▶ [Problem to solve] Gather all lines with the word "full" in them.

▶ [Dataset excerpt]
· · · ·
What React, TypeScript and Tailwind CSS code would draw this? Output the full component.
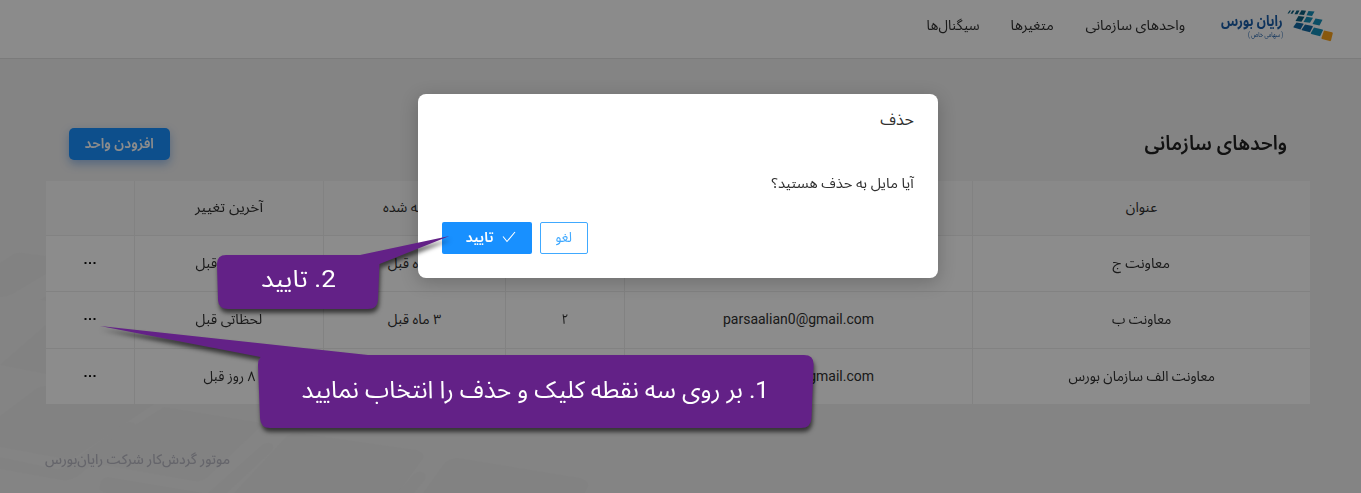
import { useLayoutEffect, useRef, useState } from "react";
import type { ReactNode } from "react";

/* Text run condensed or widened horizontally to an exact advance width. */
function Fit({ w, className = "", children }: { w: number; className?: string; children: ReactNode }) {
  const ref = useRef<HTMLSpanElement>(null);
  const [scale, setScale] = useState(1);
  useLayoutEffect(() => {
    if (ref.current) setScale(w / ref.current.offsetWidth);
  }, [w]);
  return (
    <span className="inline-flex justify-center whitespace-nowrap" style={{ width: w }}>
      <span ref={ref} className={"inline-block shrink-0 " + className} style={{ transform: `scaleX(${scale})` }}>
        {children}
      </span>
    </span>
  );
}

function Logo() {
  return (
    <div className="flex h-[34px] items-start gap-1">
      <svg width="46" height="34" viewBox="0 0 46 34">
        <g fill="#0c6080">
          <path d="M2.500 1.500h1.500l-2 3H.5zM5.500 1.500h2l-2 3.200H3.500zM9.500 1.500h3l-2 3.800h-3z" />
          <path d="M14.500 1.200l4.500.6-2 4.200-5-.6z" />
          <path d="M11.500 7l6 .7-3 5-6-.8z" />
        </g>
        <g fill="#148fb8">
          <path d="M21.500 1.900l6 .6-2.500 4.500-5.500-.8z" />
          <path d="M19.500 7.800l6.500.9-3 5-6.500-.8z" />
          <path d="M28.500 9.500l7 1.200-3 5.800-7-1.400z" />
          <path d="M27 18.500l8.500 2q.6.2.4.8l-2.800 6-8.800-2.200q-.7-.3-.4-1z" />
        </g>
        <g fill="#1268a2">
          <path d="M9.500 13.500l6.500 1q.6.200.4.7L13.500 20.500l-6.800-2q-.4-.2-.2-.8z" />
          <path d="M18 15.500l7.500 1.500q.5.200.3.7l-2.800 5.500-8-2q-.5-.2-.3-.8z" />
        </g>
        <path d="M37 21.500l8 1.700q1 .3.800 1l-1.800 7.200q-.4.900-1.400.7l-7.600-2.200q-.8-.3-.5-1.200z" fill="#f7a11b" />
      </svg>
      <div className="flex flex-col items-start">
        <span className="h-[22px] text-[15px]/[24px] font-bold text-[#1a5da8]"><Fit w={62}>رایان بورس</Fit></span>
        <span className="text-[7px]/[8px] text-[#1a5da8]"><Fit w={35}>( سهامی خاص )</Fit></span>
      </div>
    </div>
  );
}

function Backdrop() {
  return (
    <svg className="absolute inset-0" width="1361" height="493" viewBox="0 0 1361 493" fill="#ededed">
      <path d="M0 263l14-9q4-2 9-1l23 3v18l-32 19q-6 4-14 4z" />
      <path d="M40 300l6-4v5z" />
      <path d="M0 365l46-40v49z" />
      <path d="M0 416l36-27q4-3 10-3v18h108L77 456q-5 4-12 3L0 447z" />
      <path d="M0 457l56 12q6 1 11-3l53-40q8-6 14-3 4 3-2 8l-53 44q-9 7-18 5L0 469z" />
      <path d="M164 407l92 15q7 2 2 7l-50 48q-6 5-14 4l-108-19q-6-2-1-6z" />
      <path d="M108 477l96 16H106q-9-2-6-8 2-8 8-8z" />
      <path d="M262 445q6-4 10-1 3 4-1 8l-44 41h-19z" />
      <path d="M298 433l118 17q11 3 6 10l-24 33H234l50-54q5-6 14-6z" />
      <path d="M414 474q5-4 10-1 4 3 0 8l-10 12h-17z" />
      <path d="M458 458l122 20q10 3 8 9l-3 6H423l20-28q5-7 15-7z" />
    </svg>
  );
}

function Dots() {
  return (
    <svg width="12" height="4" viewBox="0 0 12 4" className="inline-block" fill="#111">
      <rect x="0.500" y="1" width="2" height="2" rx="0.500" />
      <rect x="5" y="1" width="2" height="2" rx="0.500" />
      <rect x="9.500" y="1" width="2" height="2" rx="0.500" />
    </svg>
  );
}

const COLS = "grid grid-cols-[338px_348px_119px_182px_189px_88px]";

function Cell({ children, last }: { children?: ReactNode; last?: boolean }) {
  return (
    <div className={"flex items-center justify-center pb-0.5 " + (last ? "" : "border-l border-[#ededed]")}>{children}</div>
  );
}

export default function App() {
  return (
    <div dir="rtl" className="relative h-[493px] w-[1361px] overflow-hidden bg-[#f0f0f0] font-['Roboto','Noto_Sans_Arabic','DejaVu_Sans',sans-serif] text-sm text-[#303030]">
      <Backdrop />
      <div className="relative flex h-full flex-col">
        <header className="flex h-[59px] items-start border-b border-[#e0e0e0] bg-[#fdfdfd] pr-[28px] pt-[9px]">
          <Logo />
          <nav className="mr-[36px] flex gap-[31px] pt-[5px] text-sm/[22px]">
            <Fit w={100}>واحدهای سازمانی</Fit>
            <Fit w={43}>متغیرها</Fit>
            <Fit w={53}>سیگنال‌ها</Fit>
          </nav>
        </header>
        <div className="flex items-center justify-between pr-[74px] pl-[69px] pt-[69px]">
          <h1 className="pb-0.5 text-[20px]/[30px] font-semibold text-[#222]"><Fit w={142}>واحدهای سازمانی</Fit></h1>
          <button className="flex h-8 w-[101px] items-center justify-center rounded-[5px] bg-[#1890ff] pb-0.5 font-semibold text-white shadow-[0_4px_10px_rgba(24,110,220,0.4)]">
            <Fit w={69}>افزودن واحد</Fit>
          </button>
        </div>
        <div className="mr-[51px] mt-[21px] w-[1264px] bg-white">
          <div className={COLS + " h-[55px] border-b border-[#ededed] bg-[#fafafa]"}>
            <Cell><Fit w={31}>عنوان</Fit></Cell>
            <Cell /><Cell />
            <Cell><Fit w={63}>ساخته شده</Fit></Cell>
            <Cell><Fit w={68}>آخرین تغییر</Fit></Cell>
            <Cell last />
          </div>
          <div className={COLS + " h-[56px] border-b border-[#ededed]"}>
            <Cell><Fit w={57}>معاونت ج</Fit></Cell>
            <Cell /><Cell />
            <Cell><Fit w={53}>۳ ماه قبل</Fit></Cell>
            <Cell><Fit w={67}>لحظاتی قبل</Fit></Cell>
            <Cell last><Dots /></Cell>
          </div>
          <div className={COLS + " h-[57px] border-b border-[#ededed]"}>
            <Cell><Fit w={59}>معاونت ب</Fit></Cell>
            <Cell><Fit w={151}>parsaalian0@gmail.com</Fit></Cell>
            <Cell><Fit w={7}>۲</Fit></Cell>
            <Cell><Fit w={53}>۳ ماه قبل</Fit></Cell>
            <Cell><Fit w={67}>لحظاتی قبل</Fit></Cell>
            <Cell last><Dots /></Cell>
          </div>
          <div className={COLS + " h-[55px]"}>
            <Cell><Fit w={146}>معاونت الف سازمان بورس</Fit></Cell>
            <Cell><Fit w={151}>parsaalian0@gmail.com</Fit></Cell>
            <Cell /><Cell />
            <Cell><Fit w={52}>۸ روز قبل</Fit></Cell>
            <Cell last><Dots /></Cell>
          </div>
        </div>
        <footer className="mt-[44px] flex justify-end pl-[45px] text-sm/[22px] font-medium text-[#b9b9c3]">
          <Fit w={185}>موتور گردش‌کار شرکت رایان‌بورس</Fit>
        </footer>
      </div>

      <div className="absolute inset-0 bg-black/45" />

      <div role="dialog" className="absolute top-[94px] left-[418px] flex h-[184px] w-[520px] flex-col rounded-lg bg-white px-6 pt-[14px] shadow-[0_4px_18px_rgba(0,0,0,0.22)]">
        <div className="text-base/[24px]"><Fit w={34}>حذف</Fit></div>
        <div className="mt-[40px] text-sm/[22px]"><Fit w={142}>آیا مایل به حذف هستید؟</Fit></div>
        <div className="mt-[28px] flex justify-end gap-2">
          <button className="flex h-8 w-12 items-center justify-center rounded-[2px] border border-[#40a9ff] pb-0.5 text-[#40a9ff]"><Fit w={17}>لغو</Fit></button>
          <button className="flex h-8 w-[90px] items-center gap-2 rounded-[2px] bg-[#1890ff] pr-4 pb-0.5 font-semibold text-white">
            <svg width="14" height="12" viewBox="0 0 14 12" fill="none" stroke="white" strokeWidth="1.100"><path d="M1 5.500L5 10.500L13 1" /></svg>
            <Fit w={28}>تایید</Fit>
          </button>
        </div>
      </div>

      <svg className="absolute inset-0 drop-shadow-[1px_4px_2px_rgba(0,0,0,0.6)]" width="1361" height="493" viewBox="0 0 1361 493" fill="#632187">
        <path d="M226 255H360L449.500 236L379.500 264L378 300Q377.500 309 368 309H228Q218.500 309 218 300L217 264Q217 255 226 255Z" />
        <path d="M100 326L368 355H804Q814 355 813.600 365L811.500 418Q811 428 801 428H270Q260.500 428 260 418L258 365Q258 360 260.500 357Z" />
      </svg>
      <div className="absolute top-[261px] left-[261px] text-2xl/[36px] text-white"><Fit w={75}>2. تایید</Fit></div>
      <div className="absolute top-[372px] left-[301px] text-2xl/[36px] text-white"><Fit w={468}>1. بر روی سه نقطه کلیک و حذف را انتخاب نمایید</Fit></div>
    </div>
  );
}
· · · ·
▶ [Finished answer]
What React, TypeScript and Tailwind CSS code would draw this? Output the full component.
      <div className="relative flex h-full flex-col">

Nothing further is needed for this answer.